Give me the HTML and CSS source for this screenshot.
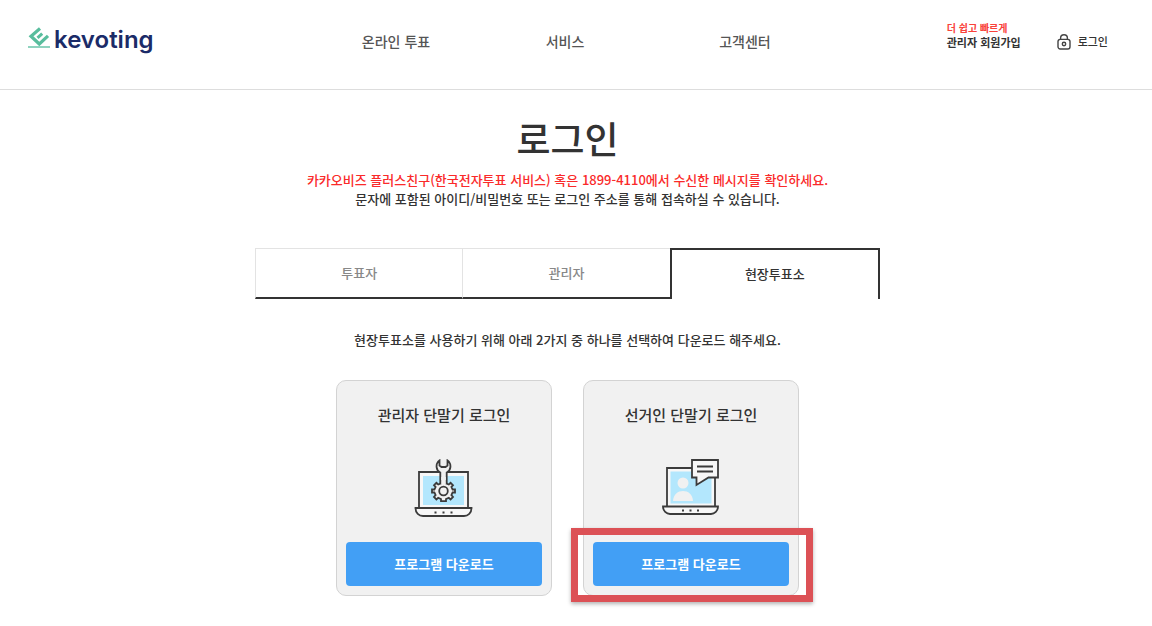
FILE: index.html
```html
<!DOCTYPE html>
<html lang="ko">
<head>
  <meta charset="UTF-8">
  <meta name="viewport" content="width=device-width, initial-scale=1.0">
  <title>로그인 - kevoting</title>
  <link rel="stylesheet" href="styles.css">
</head>
<body>
  <header class="header">
    <a class="logo" href="#">
      <svg class="logo-mark" width="22" height="22" viewBox="0 0 22 22" fill="none" stroke="#58bd9d">
        <path d="M12 1.500 3 9.200 11.300 17 20 8.800" stroke-width="3.200"/>
        <path d="M9.500 10.800 14.200 6.600" stroke-width="3"/>
        <path d="M0 20H22" stroke-width="1.800" stroke="#83cfb8"/>
      </svg>
      <span class="logo-text">kevoting</span>
    </a>

    <nav class="nav">
      <a href="#">온라인 투표</a>
      <a href="#">서비스</a>
      <a href="#">고객센터</a>
    </nav>

    <div class="user-menu">
      <a class="signup" href="#">
        <span class="signup-note">더 쉽고 빠르게</span>
        <span>관리자 회원가입</span>
      </a>
      <a class="login-link" href="#">
        <svg width="14" height="16" viewBox="0 0 14 16" fill="none" stroke="#444" stroke-width="1.4">
          <rect x="1" y="5.4" width="12" height="9.6" rx="2.2"/>
          <path d="M3.600 5.400V4a3.400 3.200 0 0 1 6.800 0v1.400"/>
          <circle cx="7" cy="10" r="1.7"/>
        </svg>
        <span>로그인</span>
      </a>
    </div>
  </header>

  <main class="content">
    <h1>로그인</h1>
    <p class="notice">카카오비즈 플러스친구(한국전자투표 서비스) 혹은 1899-4110에서 수신한 메시지를 확인하세요.</p>
    <p>문자에 포함된 아이디/비밀번호 또는 로그인 주소를 통해 접속하실 수 있습니다.</p>

    <div class="tabs" role="tablist">
      <button class="tab" type="button" role="tab">투표자</button>
      <button class="tab" type="button" role="tab">관리자</button>
      <button class="tab active" type="button" role="tab" aria-selected="true">현장투표소</button>
    </div>

    <p>현장투표소를 사용하기 위해 아래 2가지 중 하나를 선택하여 다운로드 해주세요.</p>

    <div class="cards">
      <section class="card">
        <h2>관리자 단말기 로그인</h2>
        <svg class="card-icon" width="60" height="60" viewBox="0 0 60 60" fill="none" stroke="#3b3b3b" stroke-width="1.8">
          <path d="M5 49V13H54V49" fill="#f7f7f7"/>
          <rect x="9" y="17" width="41" height="29" fill="#b3e7fd" stroke="none"/>
          <path d="M1.500 49H57.500C57.500 54 54 57 50 57H9C5 57 1.500 54 1.500 49Z" fill="#f7f7f7"/>
          <path d="M20.500 53.500h2M28.500 53.500h2M36.500 53.500h2"/>
          <path d="M26.300 26V13.500C22 11.500 21 5 25.500 1.500V6.500L27.500 8H31.500L33.500 6.500V1.500C38 5 37 11.500 32.700 13.500V26" fill="#f1f1f1"/>
          <path d="M27 24.300V22H32V24.300L34.800 25.500 36.600 23.800 39 26.200 37.400 28 38.600 30.500H41V33.500H38.600L37.400 36.200 39 38 36.600 40.400 34.800 38.800 32 40V42.200H27V40L24.200 38.800 22.400 40.400 20 38 21.600 36.200 20.400 33.500H18V30.500H20.400L21.600 28 20 26.200 22.400 23.800 24.200 25.500Z" fill="#f1f1f1"/>
          <path d="M27.200 18H31.800V25H27.200Z" fill="#f1f1f1" stroke="none"/>
          <circle cx="29.500" cy="32" r="4.300"/>
        </svg>
        <button class="download" type="button">프로그램 다운로드</button>
      </section>

      <section class="card">
        <h2>선거인 단말기 로그인</h2>
        <svg class="card-icon" width="60" height="60" viewBox="0 0 60 60" fill="none" stroke="#3b3b3b" stroke-width="1.8">
          <path d="M6 48V9H54V48" fill="#f7f7f7"/>
          <rect x="9.500" y="12.500" width="41" height="32" fill="#b3e7fd" stroke="none"/>
          <circle cx="22" cy="24" r="5.500" fill="#f1f1f1" stroke="none"/>
          <path d="M12 42C12.500 35 17 32 22 32S31.500 35 32 42Z" fill="#f1f1f1" stroke="none"/>
          <path d="M2 47.500H57C57 52 53.500 55 50 55H9C5.500 55 2 52 2 47.500Z" fill="#f7f7f7"/>
          <path d="M21 51.500h2M28.500 51.500h2M36 51.500h2"/>
          <path d="M31 1H57V18.500H47.500L35.500 26V18.500H31Z" fill="#f7f7f7"/>
          <path d="M36 7.500H52M36 12.500H52"/>
        </svg>
        <button class="download" type="button">프로그램 다운로드</button>
        <div class="highlight"></div>
      </section>
    </div>
  </main>
</body>
</html>
```

FILE: styles.css
```css
* {
  box-sizing: border-box;
}
body {
  margin: 0;
  background-color: #fff;
  color: #333;
  font-family: "Noto Sans CJK KR", sans-serif;
  font-size: 13px;
  font-weight: 500;
  line-height: 19px;
}
a {
  color: inherit;
  text-decoration: none;
}
button {
  font: inherit;
  cursor: pointer;
}
h1, h2, p {
  margin: 0;
}
.header {
  display: grid;
  grid-template-columns: 288fr 520fr 272fr;
  align-items: center;
  height: 90px;
  padding: 0 44px 6px 28px;
  border-bottom: 1px solid #ddd;
}
.logo {
  display: flex;
  align-items: center;
  gap: 4px;
}
.logo-mark {
  margin-bottom: 8px;
}
.logo-text {
  padding-bottom: 4px;
  color: #1b2b68;
  font-family: Inter, sans-serif;
  font-size: 24px;
  font-weight: 600;
  line-height: 28px;
}
.nav {
  display: grid;
  grid-template-columns: 160fr 178fr 182fr;
  color: #555;
  font-size: 14px;
  text-align: center;
}
.user-menu {
  display: flex;
  justify-content: flex-end;
  align-items: center;
  gap: 36px;
  font-size: 11px;
}
.signup {
  display: flex;
  flex-direction: column;
  margin-bottom: 14px;
  font-weight: 700;
  line-height: 14px;
}
.signup-note {
  color: #f9423a;
  font-size: 10px;
}
.login-link {
  display: flex;
  align-items: center;
  gap: 7px;
}
.content {
  max-width: 642px;
  margin: 0 auto;
  padding: 21px 17px 30px 0;
  text-align: center;
}
h1 {
  margin-bottom: 5px;
  font-size: 37px;
  font-weight: 500;
  line-height: 54px;
}
.notice {
  color: #fa2a2a;
}
.tabs {
  display: flex;
  margin: 40px 0 31px;
}
.tab {
  flex: 1;
  height: 51px;
  padding: 0 0 2px;
  border: 1px solid #e3e3e3;
  border-right: none;
  border-bottom: 2px solid #333;
  background: #fff;
  color: #888;
}
.tab.active {
  border: 2px solid #333;
  border-bottom: none;
  color: #333;
}
.cards {
  display: flex;
  justify-content: center;
  gap: 31px;
  margin-top: 31px;
}
.card {
  position: relative;
  display: flex;
  flex-direction: column;
  align-items: center;
  width: 216px;
  padding: 24px 9px 9px;
  border: 1px solid #d3d3d3;
  border-radius: 10px;
  background-color: #f1f1f1;
}
h2 {
  font-size: 15px;
  font-weight: 500;
  line-height: 20px;
}
.card-icon {
  margin: 34px 0 23px;
}
.download {
  width: 100%;
  height: 44px;
  padding: 0 0 2px;
  border: none;
  border-radius: 4px;
  background-color: #429ff5;
  color: #fff;
  font-weight: 700;
}
/* marks the download button to press */
.highlight {
  position: absolute;
  left: -13px;
  right: -15px;
  bottom: -7px;
  height: 74px;
  border: 7px solid #dc5156;
  box-shadow: 0 2px 4px rgba(0, 0, 0, 0.3);
  pointer-events: none;
}
```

Stated goal: Restate the entire listing word for word, excluding pictures.

Exercise solution:
Give me the HTML and CSS source for this screenshot.
FILE: index.html
```html
<!DOCTYPE html>
<html lang="ko">
<head>
  <meta charset="UTF-8">
  <meta name="viewport" content="width=device-width, initial-scale=1.0">
  <title>로그인 - kevoting</title>
  <link rel="stylesheet" href="styles.css">
</head>
<body>
  <header class="header">
    <a class="logo" href="#">
      <svg class="logo-mark" width="22" height="22" viewBox="0 0 22 22" fill="none" stroke="#58bd9d">
        <path d="M12 1.500 3 9.200 11.300 17 20 8.800" stroke-width="3.200"/>
        <path d="M9.500 10.800 14.200 6.600" stroke-width="3"/>
        <path d="M0 20H22" stroke-width="1.800" stroke="#83cfb8"/>
      </svg>
      <span class="logo-text">kevoting</span>
    </a>

    <nav class="nav">
      <a href="#">온라인 투표</a>
      <a href="#">서비스</a>
      <a href="#">고객센터</a>
    </nav>

    <div class="user-menu">
      <a class="signup" href="#">
        <span class="signup-note">더 쉽고 빠르게</span>
        <span>관리자 회원가입</span>
      </a>
      <a class="login-link" href="#">
        <svg width="14" height="16" viewBox="0 0 14 16" fill="none" stroke="#444" stroke-width="1.4">
          <rect x="1" y="5.4" width="12" height="9.6" rx="2.2"/>
          <path d="M3.600 5.400V4a3.400 3.200 0 0 1 6.800 0v1.400"/>
          <circle cx="7" cy="10" r="1.7"/>
        </svg>
        <span>로그인</span>
      </a>
    </div>
  </header>

  <main class="content">
    <h1>로그인</h1>
    <p class="notice">카카오비즈 플러스친구(한국전자투표 서비스) 혹은 1899-4110에서 수신한 메시지를 확인하세요.</p>
    <p>문자에 포함된 아이디/비밀번호 또는 로그인 주소를 통해 접속하실 수 있습니다.</p>

    <div class="tabs" role="tablist">
      <button class="tab" type="button" role="tab">투표자</button>
      <button class="tab" type="button" role="tab">관리자</button>
      <button class="tab active" type="button" role="tab" aria-selected="true">현장투표소</button>
    </div>

    <p>현장투표소를 사용하기 위해 아래 2가지 중 하나를 선택하여 다운로드 해주세요.</p>

    <div class="cards">
      <section class="card">
        <h2>관리자 단말기 로그인</h2>
        <svg class="card-icon" width="60" height="60" viewBox="0 0 60 60" fill="none" stroke="#3b3b3b" stroke-width="1.8">
          <path d="M5 49V13H54V49" fill="#f7f7f7"/>
          <rect x="9" y="17" width="41" height="29" fill="#b3e7fd" stroke="none"/>
          <path d="M1.500 49H57.500C57.500 54 54 57 50 57H9C5 57 1.500 54 1.500 49Z" fill="#f7f7f7"/>
          <path d="M20.500 53.500h2M28.500 53.500h2M36.500 53.500h2"/>
          <path d="M26.300 26V13.500C22 11.500 21 5 25.500 1.500V6.500L27.500 8H31.500L33.500 6.500V1.500C38 5 37 11.500 32.700 13.500V26" fill="#f1f1f1"/>
          <path d="M27 24.300V22H32V24.300L34.800 25.500 36.600 23.800 39 26.200 37.400 28 38.600 30.500H41V33.500H38.600L37.400 36.200 39 38 36.600 40.400 34.800 38.800 32 40V42.200H27V40L24.200 38.800 22.400 40.400 20 38 21.600 36.200 20.400 33.500H18V30.500H20.400L21.600 28 20 26.200 22.400 23.800 24.200 25.500Z" fill="#f1f1f1"/>
          <path d="M27.200 18H31.800V25H27.200Z" fill="#f1f1f1" stroke="none"/>
          <circle cx="29.500" cy="32" r="4.300"/>
        </svg>
        <button class="download" type="button">프로그램 다운로드</button>
      </section>

      <section class="card">
        <h2>선거인 단말기 로그인</h2>
        <svg class="card-icon" width="60" height="60" viewBox="0 0 60 60" fill="none" stroke="#3b3b3b" stroke-width="1.8">
          <path d="M6 48V9H54V48" fill="#f7f7f7"/>
          <rect x="9.500" y="12.500" width="41" height="32" fill="#b3e7fd" stroke="none"/>
          <circle cx="22" cy="24" r="5.500" fill="#f1f1f1" stroke="none"/>
          <path d="M12 42C12.500 35 17 32 22 32S31.500 35 32 42Z" fill="#f1f1f1" stroke="none"/>
          <path d="M2 47.500H57C57 52 53.500 55 50 55H9C5.500 55 2 52 2 47.500Z" fill="#f7f7f7"/>
          <path d="M21 51.500h2M28.500 51.500h2M36 51.500h2"/>
          <path d="M31 1H57V18.500H47.500L35.500 26V18.500H31Z" fill="#f7f7f7"/>
          <path d="M36 7.500H52M36 12.500H52"/>
        </svg>
        <button class="download" type="button">프로그램 다운로드</button>
        <div class="highlight"></div>
      </section>
    </div>
  </main>
</body>
</html>
```

FILE: styles.css
```css
* {
  box-sizing: border-box;
}
body {
  margin: 0;
  background-color: #fff;
  color: #333;
  font-family: "Noto Sans CJK KR", sans-serif;
  font-size: 13px;
  font-weight: 500;
  line-height: 19px;
}
a {
  color: inherit;
  text-decoration: none;
}
button {
  font: inherit;
  cursor: pointer;
}
h1, h2, p {
  margin: 0;
}
.header {
  display: grid;
  grid-template-columns: 288fr 520fr 272fr;
  align-items: center;
  height: 90px;
  padding: 0 44px 6px 28px;
  border-bottom: 1px solid #ddd;
}
.logo {
  display: flex;
  align-items: center;
  gap: 4px;
}
.logo-mark {
  margin-bottom: 8px;
}
.logo-text {
  padding-bottom: 4px;
  color: #1b2b68;
  font-family: Inter, sans-serif;
  font-size: 24px;
  font-weight: 600;
  line-height: 28px;
}
.nav {
  display: grid;
  grid-template-columns: 160fr 178fr 182fr;
  color: #555;
  font-size: 14px;
  text-align: center;
}
.user-menu {
  display: flex;
  justify-content: flex-end;
  align-items: center;
  gap: 36px;
  font-size: 11px;
}
.signup {
  display: flex;
  flex-direction: column;
  margin-bottom: 14px;
  font-weight: 700;
  line-height: 14px;
}
.signup-note {
  color: #f9423a;
  font-size: 10px;
}
.login-link {
  display: flex;
  align-items: center;
  gap: 7px;
}
.content {
  max-width: 642px;
  margin: 0 auto;
  padding: 21px 17px 30px 0;
  text-align: center;
}
h1 {
  margin-bottom: 5px;
  font-size: 37px;
  font-weight: 500;
  line-height: 54px;
}
.notice {
  color: #fa2a2a;
}
.tabs {
  display: flex;
  margin: 40px 0 31px;
}
.tab {
  flex: 1;
  height: 51px;
  padding: 0 0 2px;
  border: 1px solid #e3e3e3;
  border-right: none;
  border-bottom: 2px solid #333;
  background: #fff;
  color: #888;
}
.tab.active {
  border: 2px solid #333;
  border-bottom: none;
  color: #333;
}
.cards {
  display: flex;
  justify-content: center;
  gap: 31px;
  margin-top: 31px;
}
.card {
  position: relative;
  display: flex;
  flex-direction: column;
  align-items: center;
  width: 216px;
  padding: 24px 9px 9px;
  border: 1px solid #d3d3d3;
  border-radius: 10px;
  background-color: #f1f1f1;
}
h2 {
  font-size: 15px;
  font-weight: 500;
  line-height: 20px;
}
.card-icon {
  margin: 34px 0 23px;
}
.download {
  width: 100%;
  height: 44px;
  padding: 0 0 2px;
  border: none;
  border-radius: 4px;
  background-color: #429ff5;
  color: #fff;
  font-weight: 700;
}
/* marks the download button to press */
.highlight {
  position: absolute;
  left: -13px;
  right: -15px;
  bottom: -7px;
  height: 74px;
  border: 7px solid #dc5156;
  box-shadow: 0 2px 4px rgba(0, 0, 0, 0.3);
  pointer-events: none;
}
```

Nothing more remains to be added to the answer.